5 free parameters · 4 axioms · 0 invented entities

The paper uses standard physical constants and benchmark parameters. No new particles, forces, or entities are introduced. The free parameters are experimental nuisance parameters and neutrino mass benchmarks, not fitted constants of a new theory.

free parameters (5)
  • σ_α = 0.1 (conservative), 0.001 (optimistic)
    Nuisance parameter for endpoint normalization uncertainty, chosen phenomenologically based on PTOLEMY and KATRIN benchmarks (Sec. 4.2).
  • σ_κ = 0.1
    Nuisance parameter for multiplicative angular-response uncertainty, chosen as a reference scale (Sec. 4.3).
  • σ_ζ
    Nuisance parameter for residual background dipole, treated as a free control parameter constrained by the sensitivity requirement (Sec. 4.3).

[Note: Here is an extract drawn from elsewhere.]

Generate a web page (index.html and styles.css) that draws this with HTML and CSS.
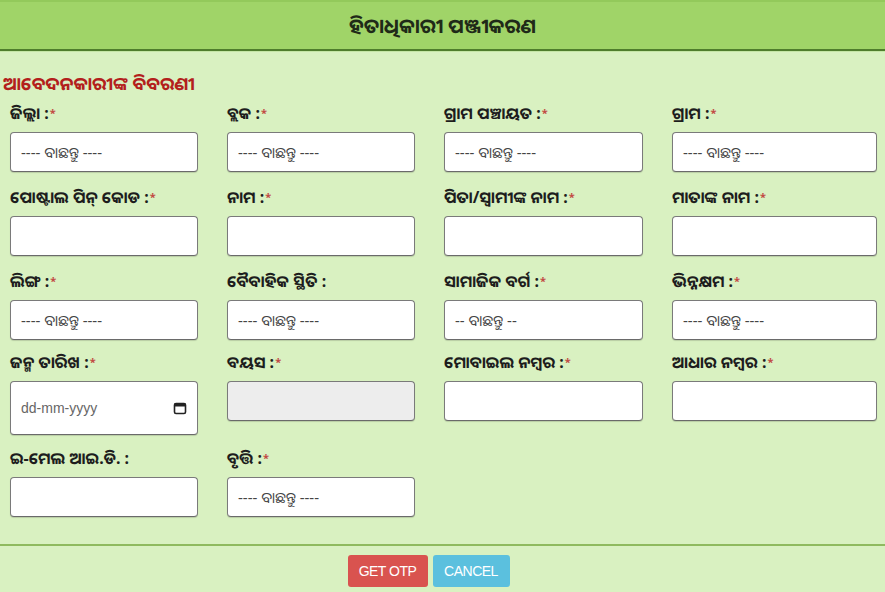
FILE: index.html
```html
<!DOCTYPE html>
<html lang="or">
<head>
<meta charset="utf-8">
<title>ହିତାଧିକାରୀ ପଞ୍ଜୀକରଣ</title>
<link rel="stylesheet" href="styles.css">
</head>
<body>
<header class="topbar"><h1 class="topbar-title">ହିତାଧିକାରୀ ପଞ୍ଜୀକରଣ</h1></header>
<main class="form-wrap">
  <h2 class="section-title">ଆବେଦନକାରୀଙ୍କ ବିବରଣୀ</h2>
  <div class="form-grid">
    <div class="field"><label class="lbl">ଜିଲ୍ଲା :<span class="req">*</span></label><div class="ctrl select">---- ବାଛନ୍ତୁ ----</div></div>
    <div class="field"><label class="lbl">ବ୍ଲକ :<span class="req">*</span></label><div class="ctrl select">---- ବାଛନ୍ତୁ ----</div></div>
    <div class="field"><label class="lbl">ଗ୍ରାମ ପଞ୍ଚାୟତ :<span class="req">*</span></label><div class="ctrl select">---- ବାଛନ୍ତୁ ----</div></div>
    <div class="field"><label class="lbl">ଗ୍ରାମ :<span class="req">*</span></label><div class="ctrl select">---- ବାଛନ୍ତୁ ----</div></div>

    <div class="field"><label class="lbl">ପୋଷ୍ଟାଲ ପିନ୍ କୋଡ :<span class="req">*</span></label><div class="ctrl"></div></div>
    <div class="field"><label class="lbl">ନାମ :<span class="req">*</span></label><div class="ctrl"></div></div>
    <div class="field"><label class="lbl">ପିତା/ସ୍ୱାମୀଙ୍କ ନାମ :<span class="req">*</span></label><div class="ctrl"></div></div>
    <div class="field"><label class="lbl">ମାତାଙ୍କ ନାମ :<span class="req">*</span></label><div class="ctrl"></div></div>

    <div class="field"><label class="lbl">ଲିଙ୍ଗ :<span class="req">*</span></label><div class="ctrl select">---- ବାଛନ୍ତୁ ----</div></div>
    <div class="field"><label class="lbl">ବୈବାହିକ ସ୍ଥିତି :</label><div class="ctrl select">---- ବାଛନ୍ତୁ ----</div></div>
    <div class="field"><label class="lbl">ସାମାଜିକ ବର୍ଗ :<span class="req">*</span></label><div class="ctrl select">-- ବାଛନ୍ତୁ --</div></div>
    <div class="field"><label class="lbl">ଭିନ୍ନକ୍ଷମ :<span class="req">*</span></label><div class="ctrl select">---- ବାଛନ୍ତୁ ----</div></div>

    <div class="field"><label class="lbl">ଜନ୍ମ ତାରିଖ :<span class="req">*</span></label>
      <div class="ctrl date"><span class="date-ph">dd-mm-yyyy</span>
        <svg class="cal" width="14" height="14" viewBox="0 0 14 14"><rect x="1.5" y="2.5" width="11" height="10" rx="1.5" fill="none" stroke="#222" stroke-width="1.6"/><rect x="1.5" y="2.5" width="11" height="3" fill="#222"/></svg>
      </div></div>
    <div class="field"><label class="lbl">ବୟସ :<span class="req">*</span></label><div class="ctrl disabled"></div></div>
    <div class="field"><label class="lbl">ମୋବାଇଲ ନମ୍ବର :<span class="req">*</span></label><div class="ctrl"></div></div>
    <div class="field"><label class="lbl">ଆଧାର ନମ୍ବର :<span class="req">*</span></label><div class="ctrl"></div></div>

    <div class="field"><label class="lbl">ଇ-ମେଲ ଆଇ.ଡି. :</label><div class="ctrl"></div></div>
    <div class="field"><label class="lbl">ବୃତ୍ତି :<span class="req">*</span></label><div class="ctrl select">---- ବାଛନ୍ତୁ ----</div></div>
  </div>
</main>
<footer class="actions">
  <button class="btn btn-red">GET OTP</button>
  <button class="btn btn-blue">CANCEL</button>
</footer>
</body>
</html>
```
FILE: styles.css
```css
html, body {
  margin: 0;
  padding: 0;
}
body {
  width: 885px;
  height: 592px;
  overflow: hidden;
  background: #d9f1c1;
  font-family: "Noto Sans", "Noto Sans Oriya", "Lato", sans-serif;
  color: #1e1e1e;
}
.topbar {
  height: 47px;
  background: #a0d468;
  border-top: 2px solid #93c95b;
  border-bottom: 2px solid #4f7d2c;
  box-shadow: 0 1px 0 #c5e6a6;
  display: flex;
  align-items: center;
  justify-content: center;
}
.topbar-title {
  margin: 0;
  font-size: 20px;
  font-weight: 700;
  color: #1f2a18;
}
.form-wrap {
  padding: 19px 0 0 0;
}
.section-title {
  margin: 0 0 0 3px;
  font-size: 18px;
  line-height: 26px;
  font-weight: 700;
  color: #b3201c;
}
.form-grid {
  display: grid;
  grid-template-columns: 188px 188px 199px 205px;
  column-gap: 29px;
  padding-left: 10px;
  align-items: start;
}
.field {
  display: flex;
  flex-direction: column;
  margin-top: 6px;
}
.form-grid .field:nth-child(n+5) {
  margin-top: 14px;
}
.form-grid .field:nth-child(n+13) {
  margin-top: 11px;
}
.form-grid .field:nth-child(n+17) {
  margin-top: 12px;
}
.lbl {
  font-size: 16px;
  font-weight: 700;
  line-height: 22px;
  height: 22px;
  margin-bottom: 8px;
  color: #1d1d1d;
  white-space: nowrap;
}
.req {
  color: #c24a44;
  font-size: 11px;
  vertical-align: top;
  margin-left: 1px;
}
.ctrl {
  box-sizing: border-box;
  height: 40px;
  background: #fff;
  border: 1px solid #7a7a7a;
  border-bottom-color: #6a6a6a;
  border-radius: 4px;
  box-shadow: 0 1px 1px rgba(0,0,0,0.15);
}
.select {
  display: flex;
  align-items: center;
  padding-left: 10px;
  font-size: 15px;
  color: #444;
  white-space: nowrap;
}
.disabled {
  background: #ededed;
}
.date {
  height: 54px;
  display: flex;
  align-items: center;
  justify-content: space-between;
  padding: 0 10px 0 10px;
}
.date-ph {
  font-family: "Liberation Sans", Arial, sans-serif;
  font-size: 14px;
  color: #666;
}
.cal {
  display: block;
}
.actions {
  position: absolute;
  left: 0;
  right: 0;
  top: 544px;
  border-top: 2px solid #8fba5f;
  padding-top: 9px;
  display: flex;
  justify-content: center;
  gap: 5px;
  padding-right: 28px;
}
.btn {
  height: 32px;
  border: none;
  border-radius: 3px;
  color: #fff;
  font-family: "Liberation Sans", Arial, sans-serif;
  font-size: 14px;
  letter-spacing: -0.5px;
  padding: 0;
  white-space: nowrap;
}
.btn-red {
  background: #d9534f;
  width: 80px;
}
.btn-blue {
  background: #5bc0de;
  width: 77px;
}
```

  • m_ν = 10^-5, 0.01, 0.1 eV
    Neutrino mass benchmark values used to illustrate the scaling of the required exposure (Sec. 5).
  • ΔE_eff = varied
    Effective energy resolution, treated as an independent experimental parameter (Sec. 3.2).
axioms (4)
  • domain assumption The CNB rest frame coincides with the CMB rest frame.
    Invoked in Sec. 2.1 to set the wind velocity v_w ≈ 370 km/s. This is a standard ΛCDM prediction but is unverified for the CNB.
  • domain assumption The beta-decay background is isotropic in the laboratory frame.
    Invoked in Sec. 3.1 to simplify the dipole extraction. The paper notes this may not hold in realistic detector geometries.
  • domain assumption Helicity is conserved after neutrino decoupling.
    Invoked in Sec. 2.2 to distinguish Dirac and Majorana cases. Expected to be a good approximation but small helicity rotations exist.
  • ad hoc to paper Gravitational clustering effects on the CNB distribution are neglected.
    Stated in Sec. 2.1 footnote 2 to simplify the analysis to an order-of-magnitude estimate.